Write out each line of the listing as it stands, without the images.
——
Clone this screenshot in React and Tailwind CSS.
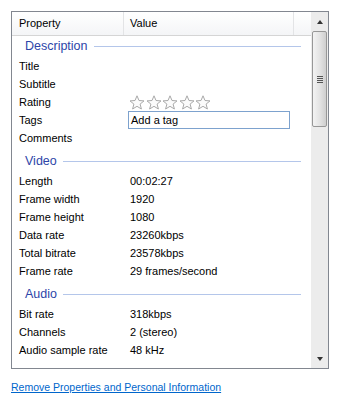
const font = { fontFamily: '"Liberation Sans", Arial, sans-serif' };

const sections = [
  {
    title: "Description",
    rows: [
      ["Title", ""],
      ["Subtitle", ""],
      ["Rating", "stars"],
      ["Tags", "tag"],
      ["Comments", ""],
    ],
  },
  {
    title: "Video",
    rows: [
      ["Length", "00:02:27"],
      ["Frame width", "1920"],
      ["Frame height", "1080"],
      ["Data rate", "23260kbps"],
      ["Total bitrate", "23578kbps"],
      ["Frame rate", "29 frames/second"],
    ],
  },
  {
    title: "Audio",
    rows: [
      ["Bit rate", "318kbps"],
      ["Channels", "2 (stereo)"],
      ["Audio sample rate", "48 kHz"],
    ],
  },
  { title: "Media", rows: [] },
];

function Star() {
  return (
    <svg width="16" height="15" viewBox="0 0 16 15" className="shrink-0">
      <path
        d="M8 0.8 L10 5.5 L15 5.9 L11.1 9.1 L12.4 14 L8 11.3 L3.6 14 L4.9 9.1 L1 5.9 L6 5.5 Z"
        fill="#fbfbfb"
        stroke="#a9a9a9"
        strokeWidth="1"
        strokeLinejoin="round"
      />
    </svg>
  );
}

function Value({ v }) {
  if (v === "stars") {
    return (
      <div className="flex gap-[0.5px] pl-[5px]">
        <Star />
        <Star />
        <Star />
        <Star />
        <Star />
      </div>
    );
  }
  if (v === "tag") {
    return (
      <div className="ml-[4px] flex h-[18px] w-[162px] items-center border border-[#7da2ce] bg-white pl-[2px] text-black">
        Add a tag
      </div>
    );
  }
  return <div className="pl-[6px]">{v}</div>;
}

function Section({ title, rows, first }) {
  return (
    <div className={first ? "" : "mt-[4px]"}>
      <div className="flex h-[21px] items-center pb-px pl-[13px] pr-[10px]">
        <span className="text-[12.5px] text-[#2d45a8]">{title}</span>
        <div className="ml-[6px] h-px flex-1 bg-[#b4c6ea]" />
      </div>
      {rows.map(([k, v]) => (
        <div key={k} className="flex h-[18px] items-center">
          <div className="w-[112px] shrink-0 pl-[7px]">{k}</div>
          <Value v={v} />
        </div>
      ))}
    </div>
  );
}

export default function App() {
  return (
    <div className="h-[408px] w-[341px] bg-white pl-[11px] pt-[11px] text-[11px] text-black" style={font}>
      <div className="flex h-[358px] w-[318px] border border-[#828790] bg-white">
        <div className="flex min-w-0 flex-1 flex-col overflow-hidden">
          <div className="flex h-[24px] shrink-0 border-b border-[#d5d5d5] bg-gradient-to-b from-white to-[#f4f5f7]">
            <div className="flex w-[112px] items-center border-r border-[#e3e4e6] pl-[7px]">Property</div>
            <div className="flex w-[170px] items-center border-r border-[#e3e4e6] pl-[6px]">Value</div>
            <div className="flex-1" />
          </div>
          <div className="flex-1 overflow-hidden">
            {sections.map((s, i) => (
              <Section key={s.title} {...s} first={i === 0} />
            ))}
          </div>
        </div>
        <div className="flex w-[17px] shrink-0 flex-col bg-[#ececec]">
          <div className="flex h-[19px] items-center justify-center">
            <div className="h-0 w-0 border-x-[3.5px] border-b-[4px] border-x-transparent border-b-[#333]" />
          </div>
          <div className="mx-[1px] flex h-[96px] items-center justify-center rounded-[2px] border border-[#979797] bg-gradient-to-r from-[#f3f3f3] via-[#e4e4e4] to-[#cfcfcf]">
            <div className="flex flex-col gap-[1px]">
              <div className="h-px w-[6px] bg-[#555]" />
              <div className="h-px w-[6px] bg-[#555]" />
              <div className="h-px w-[6px] bg-[#555]" />
              <div className="h-px w-[6px] bg-[#555]" />
            </div>
          </div>
          <div className="flex-1" />
          <div className="flex h-[19px] items-center justify-center">
            <div className="h-0 w-0 border-x-[3.5px] border-t-[4px] border-x-transparent border-t-[#333]" />
          </div>
        </div>
      </div>
      <div className="mt-[10px]">
        <a href="#" className="text-[10.5px] text-[#0066cc] underline">
          Remove Properties and Personal Information
        </a>
      </div>
    </div>
  );
}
——
Reply to the task ::
Clone this screenshot in React and Tailwind CSS.
const font = { fontFamily: '"Liberation Sans", Arial, sans-serif' };

const sections = [
  {
    title: "Description",
    rows: [
      ["Title", ""],
      ["Subtitle", ""],
      ["Rating", "stars"],
      ["Tags", "tag"],
      ["Comments", ""],
    ],
  },
  {
    title: "Video",
    rows: [
      ["Length", "00:02:27"],
      ["Frame width", "1920"],
      ["Frame height", "1080"],
      ["Data rate", "23260kbps"],
      ["Total bitrate", "23578kbps"],
      ["Frame rate", "29 frames/second"],
    ],
  },
  {
    title: "Audio",
    rows: [
      ["Bit rate", "318kbps"],
      ["Channels", "2 (stereo)"],
      ["Audio sample rate", "48 kHz"],
    ],
  },
  { title: "Media", rows: [] },
];

function Star() {
  return (
    <svg width="16" height="15" viewBox="0 0 16 15" className="shrink-0">
      <path
        d="M8 0.8 L10 5.5 L15 5.9 L11.1 9.1 L12.4 14 L8 11.3 L3.6 14 L4.9 9.1 L1 5.9 L6 5.5 Z"
        fill="#fbfbfb"
        stroke="#a9a9a9"
        strokeWidth="1"
        strokeLinejoin="round"
      />
    </svg>
  );
}

function Value({ v }) {
  if (v === "stars") {
    return (
      <div className="flex gap-[0.5px] pl-[5px]">
        <Star />
        <Star />
        <Star />
        <Star />
        <Star />
      </div>
    );
  }
  if (v === "tag") {
    return (
      <div className="ml-[4px] flex h-[18px] w-[162px] items-center border border-[#7da2ce] bg-white pl-[2px] text-black">
        Add a tag
      </div>
    );
  }
  return <div className="pl-[6px]">{v}</div>;
}

function Section({ title, rows, first }) {
  return (
    <div className={first ? "" : "mt-[4px]"}>
      <div className="flex h-[21px] items-center pb-px pl-[13px] pr-[10px]">
        <span className="text-[12.5px] text-[#2d45a8]">{title}</span>
        <div className="ml-[6px] h-px flex-1 bg-[#b4c6ea]" />
      </div>
      {rows.map(([k, v]) => (
        <div key={k} className="flex h-[18px] items-center">
          <div className="w-[112px] shrink-0 pl-[7px]">{k}</div>
          <Value v={v} />
        </div>
      ))}
    </div>
  );
}

export default function App() {
  return (
    <div className="h-[408px] w-[341px] bg-white pl-[11px] pt-[11px] text-[11px] text-black" style={font}>
      <div className="flex h-[358px] w-[318px] border border-[#828790] bg-white">
        <div className="flex min-w-0 flex-1 flex-col overflow-hidden">
          <div className="flex h-[24px] shrink-0 border-b border-[#d5d5d5] bg-gradient-to-b from-white to-[#f4f5f7]">
            <div className="flex w-[112px] items-center border-r border-[#e3e4e6] pl-[7px]">Property</div>
            <div className="flex w-[170px] items-center border-r border-[#e3e4e6] pl-[6px]">Value</div>
            <div className="flex-1" />
          </div>
          <div className="flex-1 overflow-hidden">
            {sections.map((s, i) => (
              <Section key={s.title} {...s} first={i === 0} />
            ))}
          </div>
        </div>
        <div className="flex w-[17px] shrink-0 flex-col bg-[#ececec]">
          <div className="flex h-[19px] items-center justify-center">
            <div className="h-0 w-0 border-x-[3.5px] border-b-[4px] border-x-transparent border-b-[#333]" />
          </div>
          <div className="mx-[1px] flex h-[96px] items-center justify-center rounded-[2px] border border-[#979797] bg-gradient-to-r from-[#f3f3f3] via-[#e4e4e4] to-[#cfcfcf]">
            <div className="flex flex-col gap-[1px]">
              <div className="h-px w-[6px] bg-[#555]" />
              <div className="h-px w-[6px] bg-[#555]" />
              <div className="h-px w-[6px] bg-[#555]" />
              <div className="h-px w-[6px] bg-[#555]" />
            </div>
          </div>
          <div className="flex-1" />
          <div className="flex h-[19px] items-center justify-center">
            <div className="h-0 w-0 border-x-[3.5px] border-t-[4px] border-x-transparent border-t-[#333]" />
          </div>
        </div>
      </div>
      <div className="mt-[10px]">
        <a href="#" className="text-[10.5px] text-[#0066cc] underline">
          Remove Properties and Personal Information
        </a>
      </div>
    </div>
  );
}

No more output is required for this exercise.